A mí, la caída de Blanca Fernández Ochoa me ha grabado años de literatura en el alma. Es una narración olímpica en el sentido mitológico, porque la perfección no tiene cabida en la leyenda. No creo yo que perdure la perfección porque no hace mella, no nos construye, no duele, no hace sangrar, no queda abierta a mil interpretaciones. La perfección es morir y se olvida, quedando para los libros sin interés, como el de los récords Guinness, llenos de datos enciclopédicos. Mira lo perfecto que lo ganaba todo Lance Armstrong. A mí aquel hombre no me enseñaba nada… hasta que cayó del Olimpo y nos marcó la vida.
La caída es el mito y nos hizo distintos sin nosotros saberlo. Me atrevo a decir que nos hizo mejores. Es el hecho inolvidable y es la losa de una diosa que se volvió temporalmente mortal por designio del destino. Pero esa caída ha construido un lugar en el recuerdo. Es una invisible moraleja del drama vital de todo ser humano y un ejemplo, sobre todo, de que nadie va a quererte más por subir a lo más alto. Te quieren más por ser, precisamente, humano.

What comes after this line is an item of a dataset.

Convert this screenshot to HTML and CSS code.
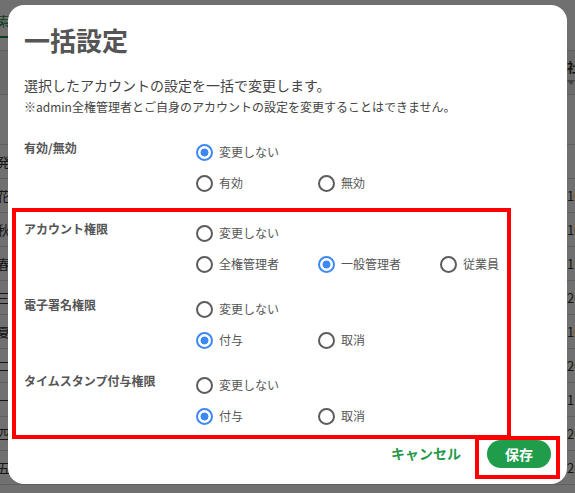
FILE: index.html
```html
<!DOCTYPE html>
<html lang="ja">
<head>
<meta charset="utf-8">
<title>一括設定</title>
<link rel="stylesheet" href="styles.css">
</head>
<body>
<div class="page">
  <div class="tabs"><span class="tab">検索</span></div>
  <div class="thead">
    <div class="cell name"></div>
    <div class="cell mid"></div>
    <div class="cell num">社員番号<span class="sort"></span></div>
  </div>
  <div class="trow blank"><div class="cell name"></div><div class="cell mid"></div><div class="cell num"></div></div>
  <div class="trow"><div class="cell name">山田発</div><div class="cell mid"></div><div class="cell num"></div></div>
  <div class="trow"><div class="cell name">佐藤花</div><div class="cell mid"></div><div class="cell num">1001</div></div>
  <div class="trow"><div class="cell name">鈴木秋</div><div class="cell mid"></div><div class="cell num">1002</div></div>
  <div class="trow"><div class="cell name">高橋春</div><div class="cell mid"></div><div class="cell num">1003</div></div>
  <div class="trow"><div class="cell name">田中三</div><div class="cell mid"></div><div class="cell num">2001</div></div>
  <div class="trow"><div class="cell name">伊藤夏</div><div class="cell mid"></div><div class="cell num">1004</div></div>
  <div class="trow"><div class="cell name">渡辺二</div><div class="cell mid"></div><div class="cell num">2002</div></div>
  <div class="trow"><div class="cell name">山本一</div><div class="cell mid"></div><div class="cell num">1005</div></div>
  <div class="trow"><div class="cell name">中村四</div><div class="cell mid"></div><div class="cell num">2003</div></div>
  <div class="trow"><div class="cell name">小林五</div><div class="cell mid"></div><div class="cell num">2004</div></div>
</div>

<div class="overlay">
  <div class="modal" role="dialog" aria-labelledby="dlg-title">
    <div class="head">
      <h1 class="title" id="dlg-title">一括設定</h1>
      <p class="lead">選択したアカウントの設定を一括で変更します。</p>
      <p class="note">※admin全権管理者とご自身のアカウントの設定を変更することはできません。</p>
    </div>

    <div class="group first">
      <div class="label">有効/無効</div>
      <div class="options">
        <div class="line">
          <label class="opt"><input type="radio" name="active" checked><span>変更しない</span></label>
        </div>
        <div class="line">
          <label class="opt"><input type="radio" name="active"><span>有効</span></label>
          <label class="opt"><input type="radio" name="active"><span>無効</span></label>
        </div>
      </div>
    </div>

    <div class="boxed">
      <div class="group">
        <div class="label">アカウント権限</div>
        <div class="options">
          <div class="line">
            <label class="opt"><input type="radio" name="role"><span>変更しない</span></label>
          </div>
          <div class="line">
            <label class="opt"><input type="radio" name="role"><span>全権管理者</span></label>
            <label class="opt"><input type="radio" name="role" checked><span>一般管理者</span></label>
            <label class="opt"><input type="radio" name="role"><span>従業員</span></label>
          </div>
        </div>
      </div>

      <div class="group">
        <div class="label">電子署名権限</div>
        <div class="options">
          <div class="line">
            <label class="opt"><input type="radio" name="sign"><span>変更しない</span></label>
          </div>
          <div class="line">
            <label class="opt"><input type="radio" name="sign" checked><span>付与</span></label>
            <label class="opt"><input type="radio" name="sign"><span>取消</span></label>
          </div>
        </div>
      </div>

      <div class="group">
        <div class="label">タイムスタンプ付与権限</div>
        <div class="options">
          <div class="line">
            <label class="opt"><input type="radio" name="ts"><span>変更しない</span></label>
          </div>
          <div class="line">
            <label class="opt"><input type="radio" name="ts" checked><span>付与</span></label>
            <label class="opt"><input type="radio" name="ts"><span>取消</span></label>
          </div>
        </div>
      </div>
    </div>

    <div class="foot">
      <button class="cancel" type="button">キャンセル</button>
      <span class="mark"><button class="save" type="button">保存</button></span>
    </div>
  </div>
</div>
</body>
</html>
```

FILE: styles.css
```css
html, body {
  margin: 0;
  padding: 0;
  height: 100%;
  overflow: hidden;
}

body {
  font-family: "Noto Sans CJK JP", "Noto Sans", sans-serif;
  background: #ffffff;
  color: #333;
}

/* ---------- background page ---------- */
.page {
  width: 660px;
}

.tabs {
  height: 38px;
  display: flex;
  align-items: flex-end;
}

.tab {
  display: block;
  margin-left: -16px;
  padding: 0 0 6px;
  font-size: 13px;
  line-height: 18px;
  color: #1f8f45;
  border-bottom: 2px solid #1f8f45;
  width: 28px;
}

.thead,
.trow {
  display: grid;
  grid-template-columns: 10px 557px 90px;
  border-bottom: 1px solid #d6d6d6;
}

.thead {
  margin-top: 12px;
  height: 43px;
  border-top: 1px solid #d6d6d6;
  background: #f4f4f4;
}

.trow {
  height: 33px;
  align-items: center;
}

.trow.blank {
  height: 49px;
}

.cell {
  font-size: 13px;
  line-height: 18px;
  white-space: nowrap;
}

.cell.name {
  direction: rtl;
  text-align: right;
  overflow: visible;
}

.thead .cell.num {
  font-weight: 700;
  padding-top: 7px;
}

.sort {
  display: block;
  width: 0;
  height: 0;
  margin-top: 4px;
  border-left: 4px solid transparent;
  border-right: 4px solid transparent;
  border-top: 5px solid #999;
}

/* ---------- overlay & modal ---------- */
.overlay {
  position: fixed;
  inset: 0;
  background: rgba(0, 0, 0, 0.56);
  display: flex;
  justify-content: center;
  align-items: flex-start;
  padding-top: 5px;
  box-sizing: border-box;
}

.modal {
  width: 559px;
  height: 479px;
  background: #ffffff;
  border-radius: 16px;
  box-sizing: border-box;
  padding-top: 17px;
  color: #555;
}

.head {
  padding: 0 16px;
}

.title {
  margin: 0;
  font-size: 26px;
  line-height: 36px;
  font-weight: 700;
  color: #555;
}

.lead {
  margin: 17px 0 0;
  font-size: 14px;
  line-height: 20px;
  color: #444;
}

.note {
  margin: 3px 0 0;
  font-size: 12px;
  line-height: 18px;
  color: #444;
}

.group {
  display: flex;
}

.group.first {
  margin-top: 20.5px;
  padding-left: 16px;
}

.group + .group {
  margin-top: 14px;
}

.label {
  width: 172px;
  flex: none;
  font-size: 12px;
  line-height: 18px;
  font-weight: 700;
  color: #555;
  padding-top: 2.5px;
}

.options {
  display: flex;
  flex-direction: column;
}

.line {
  display: flex;
  height: 31px;
  align-items: center;
}

.opt {
  width: 122px;
  display: flex;
  align-items: center;
  gap: 6px;
  font-size: 12px;
  line-height: 18px;
  color: #555;
}

.opt input {
  appearance: none;
  -webkit-appearance: none;
  margin: 0;
  width: 17px;
  height: 17px;
  border: 2px solid #5c5c5c;
  border-radius: 50%;
  box-sizing: border-box;
  background: #fff;
  flex: none;
}

.opt input:checked {
  border-color: #3d88f5;
  background: radial-gradient(circle, #3d88f5 0 3.6px, #ffffff 4.3px);
}

.boxed {
  margin: 9.5px 0 0 4px;
  width: 499px;
  box-sizing: border-box;
  border: 4px solid #ff0000;
  padding: 5.5px 0 3.5px 8px;
}

.foot {
  display: flex;
  justify-content: flex-end;
  align-items: flex-start;
  margin-top: -3px;
  padding-right: 7px;
}

.cancel {
  margin: 7px 14px 0 0;
  padding: 0;
  border: none;
  background: none;
  font-family: inherit;
  font-size: 14px;
  line-height: 20px;
  font-weight: 700;
  color: #27994a;
}

.mark {
  display: block;
  border: 4px solid #ff0000;
  padding: 0 5px 7px 8px;
}

.save {
  display: block;
  width: 64px;
  height: 28px;
  border: none;
  border-radius: 14px;
  background: #1f9d4b;
  color: #ffffff;
  font-family: inherit;
  font-size: 14px;
  font-weight: 700;
  padding: 0;
}
```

Antes de escribir sobre mis recuerdos y emociones sobre esa caída, he tratado de buscarla en internet. No lo he logrado. No he sido capaz de encontrar uno de los vídeos deportivos más vistos de mi generación y he pensado que quizá hay quien viera esa caída como una vergüenza, un momento desagradable a esconder. Esto es absurdo. Es el gran error de la Historia eso tan clásico de guardar solo lo que ciertas personas consideran “el éxito”. Porque esa mujer no era el bronce de Calgary, era la esquiadora de los sábados que nunca ganaba, que lo tenía todo en contra y que sin embargo, se codeó con las mejores, fue la cenicienta que nos brindó una de las mejores narraciones deportivas de nuestra juventud y nos puso a todos los del llano a esquiar.
Quiero reivindicar la gran caída, esa caída hermosa, como el párrafo brillante que justifica una vida. Es un lugar épico al que volver, al que tantas veces he vuelto con mirada de admiración, no de conmiseración.
Ella no sabía el impacto favorable en sus admiradores, porque los personajes más interesantes tampoco leen la narración en la que viven. Y en ella viven. Como los dioses. En ella viven por siempre.